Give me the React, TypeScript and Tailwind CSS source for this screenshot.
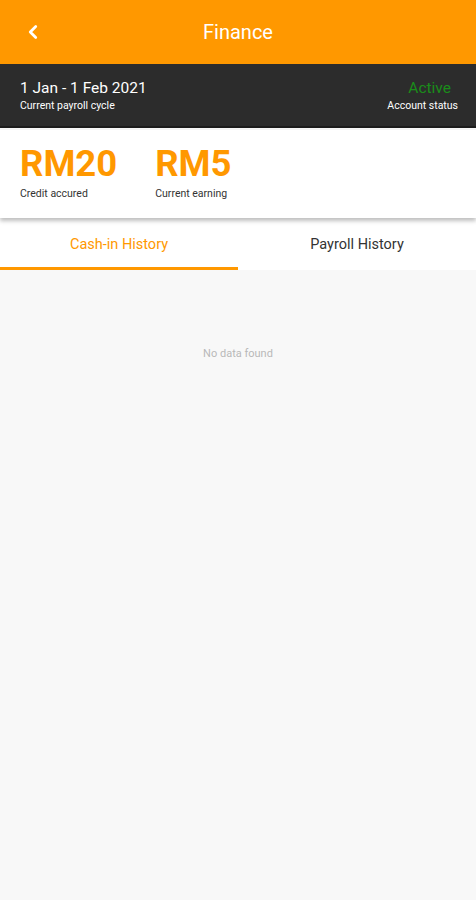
import { ChevronLeft } from 'lucide-react';

const App = () => {
    return (
        <div className="w-[476px] h-[900px] bg-[#f8f8f8] flex flex-col font-['Roboto',sans-serif]">
            {/* Header */}
            <div className="h-[64px] bg-[#ff9800] flex items-center relative shrink-0">
                <button className="absolute left-[22px] text-white">
                    <ChevronLeft size={22} strokeWidth={3} />
                </button>
                <h1 className="w-full text-center text-white text-[20px]">Finance</h1>
            </div>

            {/* Payroll cycle */}
            <div className="h-[64px] bg-[#2c2c2c] flex items-center justify-between px-[20px] pr-[18px] border-b-2 border-[#1c1c1c] shrink-0">
                <div className="flex flex-col">
                    <span className="text-white text-[15.5px] leading-[20px]">1 Jan - 1 Feb 2021</span>
                    <span className="text-white text-[10.5px] leading-[14px] mt-[1px]">Current payroll cycle</span>
                </div>
                <div className="flex flex-col items-end">
                    <span className="text-[#1a8c1a] text-[15.5px] leading-[20px] pr-[7px]">Active</span>
                    <span className="text-white text-[10.5px] leading-[14px] mt-[1px]">Account status</span>
                </div>
            </div>

            {/* Summary card */}
            <div className="bg-white h-[88px] flex gap-[38px] px-[20px] pt-[14px] shadow-[0_3px_4px_rgba(0,0,0,0.25)] mt-[2px] relative z-10 shrink-0">
                <div className="flex flex-col">
                    <span className="text-[#ff9800] text-[36.5px] font-bold leading-[40px]">RM20</span>
                    <span className="text-[#333] text-[10.5px] leading-[14px] mt-[3px]">Credit accured</span>
                </div>
                <div className="flex flex-col">
                    <span className="text-[#ff9800] text-[36.5px] font-bold leading-[40px]">RM5</span>
                    <span className="text-[#333] text-[10.5px] leading-[14px] mt-[3px]">Current earning</span>
                </div>
            </div>

            {/* Tabs */}
            <div className="bg-white flex h-[52px] shrink-0">
                <div className="flex-1 flex items-center justify-center pt-[5px] border-b-[3px] border-[#ff9800] text-[#ff9800] text-[14.5px]">
                    Cash-in History
                </div>
                <div className="flex-1 flex items-center justify-center pt-[5px] border-b-[3px] border-transparent text-[#333] text-[14.5px]">
                    Payroll History
                </div>
            </div>

            <div className="flex-1 flex justify-center pt-[76px]">
                <span className="text-[#b8b8b8] text-[11px]">No data found</span>
            </div>
        </div>
    );
};

export default App;
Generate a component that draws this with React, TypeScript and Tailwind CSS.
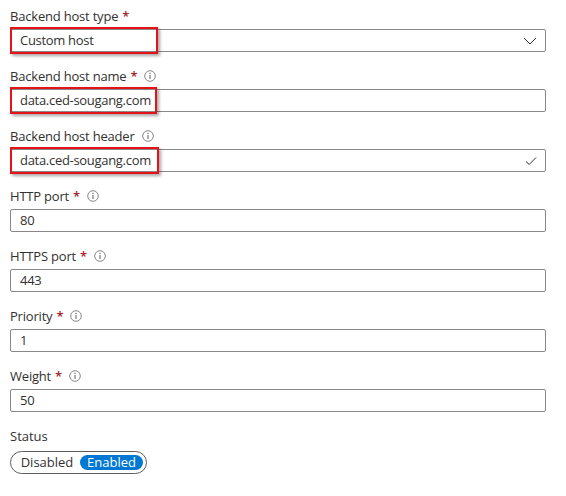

━━━

> Task goal: Quote the preceding listing precisely and completely, omitting its images.

> Response:
Give me the React, TypeScript and Tailwind CSS source for this screenshot.
import { ChevronLeft } from 'lucide-react';

const App = () => {
    return (
        <div className="w-[476px] h-[900px] bg-[#f8f8f8] flex flex-col font-['Roboto',sans-serif]">
            {/* Header */}
            <div className="h-[64px] bg-[#ff9800] flex items-center relative shrink-0">
                <button className="absolute left-[22px] text-white">
                    <ChevronLeft size={22} strokeWidth={3} />
                </button>
                <h1 className="w-full text-center text-white text-[20px]">Finance</h1>
            </div>

            {/* Payroll cycle */}
            <div className="h-[64px] bg-[#2c2c2c] flex items-center justify-between px-[20px] pr-[18px] border-b-2 border-[#1c1c1c] shrink-0">
                <div className="flex flex-col">
                    <span className="text-white text-[15.5px] leading-[20px]">1 Jan - 1 Feb 2021</span>
                    <span className="text-white text-[10.5px] leading-[14px] mt-[1px]">Current payroll cycle</span>
                </div>
                <div className="flex flex-col items-end">
                    <span className="text-[#1a8c1a] text-[15.5px] leading-[20px] pr-[7px]">Active</span>
                    <span className="text-white text-[10.5px] leading-[14px] mt-[1px]">Account status</span>
                </div>
            </div>

            {/* Summary card */}
            <div className="bg-white h-[88px] flex gap-[38px] px-[20px] pt-[14px] shadow-[0_3px_4px_rgba(0,0,0,0.25)] mt-[2px] relative z-10 shrink-0">
                <div className="flex flex-col">
                    <span className="text-[#ff9800] text-[36.5px] font-bold leading-[40px]">RM20</span>
                    <span className="text-[#333] text-[10.5px] leading-[14px] mt-[3px]">Credit accured</span>
                </div>
                <div className="flex flex-col">
                    <span className="text-[#ff9800] text-[36.5px] font-bold leading-[40px]">RM5</span>
                    <span className="text-[#333] text-[10.5px] leading-[14px] mt-[3px]">Current earning</span>
                </div>
            </div>

            {/* Tabs */}
            <div className="bg-white flex h-[52px] shrink-0">
                <div className="flex-1 flex items-center justify-center pt-[5px] border-b-[3px] border-[#ff9800] text-[#ff9800] text-[14.5px]">
                    Cash-in History
                </div>
                <div className="flex-1 flex items-center justify-center pt-[5px] border-b-[3px] border-transparent text-[#333] text-[14.5px]">
                    Payroll History
                </div>
            </div>

            <div className="flex-1 flex justify-center pt-[76px]">
                <span className="text-[#b8b8b8] text-[11px]">No data found</span>
            </div>
        </div>
    );
};

export default App;
Generate a component that draws this with React, TypeScript and Tailwind CSS.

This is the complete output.